Attraverso la seconda proposta di legge l’Idv tenterà di modificare le norme di accesso ai diritti sindacali: “per dare voce anche ai sindacati con meno potere – ha affermato sempre il senatore – proporremo alla commissione  Cultura del Senato di allargare i diritti di rappresentanza anche ai raggruppamenti sindacali con meno iscritti, ma che hanno comunque un seguito significativo: un sistema su cui discutere potrebbe essere quello di abbassare contrattualmente la percentuale di rappresentanza e, di conseguenza, estendere i diritti che oggi sono concessi solo alle organizzazioni maggioritarie“.
Il testo contiene quindi una chiara revisione all’attuale modello di rappresentanza sindacale. “Del resto – ha affermato Paolo Brutti responsabile Dipartimento Politiche del Lavoro dell’Idv – dovrà pur esserci un motivo dietro alla disaffezione dei lavoratori nei confronti del sindacato visto che il 65% non è iscritto”.
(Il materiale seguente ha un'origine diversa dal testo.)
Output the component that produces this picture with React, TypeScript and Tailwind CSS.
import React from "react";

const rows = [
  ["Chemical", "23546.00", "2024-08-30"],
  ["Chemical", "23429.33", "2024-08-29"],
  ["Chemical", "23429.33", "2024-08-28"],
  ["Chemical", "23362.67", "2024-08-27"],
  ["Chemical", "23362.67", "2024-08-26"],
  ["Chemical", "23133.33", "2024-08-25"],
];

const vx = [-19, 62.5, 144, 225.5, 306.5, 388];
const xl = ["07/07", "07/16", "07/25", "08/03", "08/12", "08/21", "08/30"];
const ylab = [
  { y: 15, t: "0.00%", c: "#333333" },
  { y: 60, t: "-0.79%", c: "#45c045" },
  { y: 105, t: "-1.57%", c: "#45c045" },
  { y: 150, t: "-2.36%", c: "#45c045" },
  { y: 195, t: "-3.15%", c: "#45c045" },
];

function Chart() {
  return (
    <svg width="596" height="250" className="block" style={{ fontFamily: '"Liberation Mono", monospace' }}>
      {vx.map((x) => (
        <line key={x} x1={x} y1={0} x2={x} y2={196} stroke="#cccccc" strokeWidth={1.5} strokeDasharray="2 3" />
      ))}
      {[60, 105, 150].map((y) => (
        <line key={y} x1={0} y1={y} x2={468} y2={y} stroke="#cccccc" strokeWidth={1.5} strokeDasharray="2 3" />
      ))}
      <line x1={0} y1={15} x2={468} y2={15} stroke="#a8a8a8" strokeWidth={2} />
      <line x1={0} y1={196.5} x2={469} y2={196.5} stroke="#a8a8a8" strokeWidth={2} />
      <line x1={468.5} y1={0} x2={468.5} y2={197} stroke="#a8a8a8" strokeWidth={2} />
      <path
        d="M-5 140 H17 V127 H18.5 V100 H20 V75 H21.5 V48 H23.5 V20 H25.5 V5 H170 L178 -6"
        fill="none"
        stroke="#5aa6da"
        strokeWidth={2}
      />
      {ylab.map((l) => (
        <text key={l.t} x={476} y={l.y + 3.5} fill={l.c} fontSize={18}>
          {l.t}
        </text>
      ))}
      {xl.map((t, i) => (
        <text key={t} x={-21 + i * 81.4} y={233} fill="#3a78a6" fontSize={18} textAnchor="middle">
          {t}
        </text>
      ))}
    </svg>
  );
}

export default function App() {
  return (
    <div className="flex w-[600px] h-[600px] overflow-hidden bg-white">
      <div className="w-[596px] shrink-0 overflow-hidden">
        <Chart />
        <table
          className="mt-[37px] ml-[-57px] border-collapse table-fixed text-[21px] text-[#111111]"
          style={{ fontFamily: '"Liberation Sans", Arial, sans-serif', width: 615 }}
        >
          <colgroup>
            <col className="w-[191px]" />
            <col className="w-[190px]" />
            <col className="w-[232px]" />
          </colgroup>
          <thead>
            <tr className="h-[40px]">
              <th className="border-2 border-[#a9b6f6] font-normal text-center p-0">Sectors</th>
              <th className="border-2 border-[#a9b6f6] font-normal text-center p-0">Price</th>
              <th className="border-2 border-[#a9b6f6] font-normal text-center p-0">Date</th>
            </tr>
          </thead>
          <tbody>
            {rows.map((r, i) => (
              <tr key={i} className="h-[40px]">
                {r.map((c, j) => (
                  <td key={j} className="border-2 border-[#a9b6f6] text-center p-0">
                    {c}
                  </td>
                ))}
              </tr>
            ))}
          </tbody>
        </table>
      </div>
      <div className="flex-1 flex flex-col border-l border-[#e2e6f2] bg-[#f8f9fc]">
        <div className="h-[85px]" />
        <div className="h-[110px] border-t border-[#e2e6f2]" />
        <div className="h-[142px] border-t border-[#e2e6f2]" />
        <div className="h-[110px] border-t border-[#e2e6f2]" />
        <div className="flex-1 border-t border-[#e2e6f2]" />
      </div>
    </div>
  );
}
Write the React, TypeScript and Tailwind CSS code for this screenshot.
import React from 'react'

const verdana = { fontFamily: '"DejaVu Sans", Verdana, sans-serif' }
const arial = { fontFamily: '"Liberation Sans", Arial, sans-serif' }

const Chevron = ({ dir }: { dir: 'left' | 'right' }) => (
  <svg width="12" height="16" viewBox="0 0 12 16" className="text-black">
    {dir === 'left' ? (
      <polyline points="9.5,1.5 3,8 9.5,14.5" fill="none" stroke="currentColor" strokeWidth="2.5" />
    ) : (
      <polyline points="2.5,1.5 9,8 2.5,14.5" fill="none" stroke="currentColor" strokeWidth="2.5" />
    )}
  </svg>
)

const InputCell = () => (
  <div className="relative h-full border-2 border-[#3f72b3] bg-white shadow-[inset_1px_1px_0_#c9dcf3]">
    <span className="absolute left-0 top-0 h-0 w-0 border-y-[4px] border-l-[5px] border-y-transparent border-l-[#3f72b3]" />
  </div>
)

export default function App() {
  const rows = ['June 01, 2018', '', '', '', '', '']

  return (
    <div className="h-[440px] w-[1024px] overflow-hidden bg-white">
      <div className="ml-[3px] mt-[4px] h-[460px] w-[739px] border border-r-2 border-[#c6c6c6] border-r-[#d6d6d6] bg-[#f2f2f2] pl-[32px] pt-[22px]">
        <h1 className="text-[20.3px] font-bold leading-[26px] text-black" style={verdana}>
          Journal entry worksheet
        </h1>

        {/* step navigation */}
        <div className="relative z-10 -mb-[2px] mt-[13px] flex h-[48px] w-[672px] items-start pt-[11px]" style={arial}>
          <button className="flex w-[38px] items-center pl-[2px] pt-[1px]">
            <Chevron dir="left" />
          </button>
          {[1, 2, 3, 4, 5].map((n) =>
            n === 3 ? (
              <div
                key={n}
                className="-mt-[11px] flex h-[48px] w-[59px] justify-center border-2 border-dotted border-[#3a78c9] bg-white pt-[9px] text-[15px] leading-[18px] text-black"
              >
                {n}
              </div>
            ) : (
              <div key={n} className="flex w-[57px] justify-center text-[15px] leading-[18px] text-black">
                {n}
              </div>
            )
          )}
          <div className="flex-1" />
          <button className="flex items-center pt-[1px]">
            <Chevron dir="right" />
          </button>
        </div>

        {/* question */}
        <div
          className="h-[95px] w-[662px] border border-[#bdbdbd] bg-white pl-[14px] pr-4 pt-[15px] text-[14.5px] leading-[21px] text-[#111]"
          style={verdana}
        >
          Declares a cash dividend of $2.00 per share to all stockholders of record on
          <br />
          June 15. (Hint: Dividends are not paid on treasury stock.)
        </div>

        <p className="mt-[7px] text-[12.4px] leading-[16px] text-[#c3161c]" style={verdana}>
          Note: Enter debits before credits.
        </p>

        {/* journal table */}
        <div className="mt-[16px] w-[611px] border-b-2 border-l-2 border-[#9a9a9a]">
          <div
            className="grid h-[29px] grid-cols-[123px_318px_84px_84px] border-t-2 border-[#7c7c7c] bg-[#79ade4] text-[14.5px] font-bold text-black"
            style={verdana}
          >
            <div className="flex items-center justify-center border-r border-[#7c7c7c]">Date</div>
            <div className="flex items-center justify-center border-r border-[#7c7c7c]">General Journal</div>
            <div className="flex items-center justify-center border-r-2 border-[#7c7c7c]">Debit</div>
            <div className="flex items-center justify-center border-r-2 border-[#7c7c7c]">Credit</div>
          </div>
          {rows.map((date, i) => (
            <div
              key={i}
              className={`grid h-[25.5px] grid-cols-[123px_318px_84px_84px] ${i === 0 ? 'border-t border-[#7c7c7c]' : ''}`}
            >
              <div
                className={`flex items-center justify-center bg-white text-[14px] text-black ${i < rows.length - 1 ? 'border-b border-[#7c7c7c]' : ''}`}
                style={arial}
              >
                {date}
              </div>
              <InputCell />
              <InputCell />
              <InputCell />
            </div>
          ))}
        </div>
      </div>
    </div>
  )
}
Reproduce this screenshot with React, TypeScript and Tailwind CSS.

L’obiettivo realistico dei senatori dell’Idv è riuscire a trovare i consensi nelle Commissioni parlamentari per inglobare almeno una parte delle norme all’interno della bozza di legge Aprea. “Contro la quale, per come è strutturata ora, abbiamo un giudizio totalmente negativo – ha sottolineato Brutti – perché proietterebbe il personale verso un contratto di tipo privatistico: con i docenti che anziché avere il Ministero come datore di lavoro si ritroveranno letteralmente sottomessi ai loro dirigenti”.
Anche Stefano d’Errico, segretario Unicobas, si è soffermato sulla necessità di mantenere un unico modello contrattuale (“anche perché gli Ata hanno importanti responsabilità civili e penali come i docenti”) e di abbandonare l’ambito impiegatizio: “i Governi, sia di destra sia di sinistra, ci hanno sempre detto che non ci sono soldi; ma allora perché ad università, magistratura e forze dell’ordine viene data questa possibilità? E perché i dipendenti della Banca d’Italia guadagnano più di un lavoratore della Deutsche Bundesbank?”.
Forte è anche la richiesta per avere la possibilità di accedere agli stessi diritti dei sindacati maggioritari, in modo da poter indire assemblee in orario di servizio e partecipare in qualche modo alle contrattazioni nazionali: “Non chiediamo di certo di negare le quote di rappresentatività – ha detto d’Errico – ma non è possibile che la forza di un sindacato che rappresenta una parte definita della categoria, ad esempio i collaboratori scolastici, debba essere sempre calcolata su un milione di lavoratori complessivi. Anziché far valere la rappresentatività maggioritaria – ha concluso il leader Unicobas – bisognerebbe introdurre quella ‘sufficiente’. E’ su questo punto che Giugni ha sbagliato”.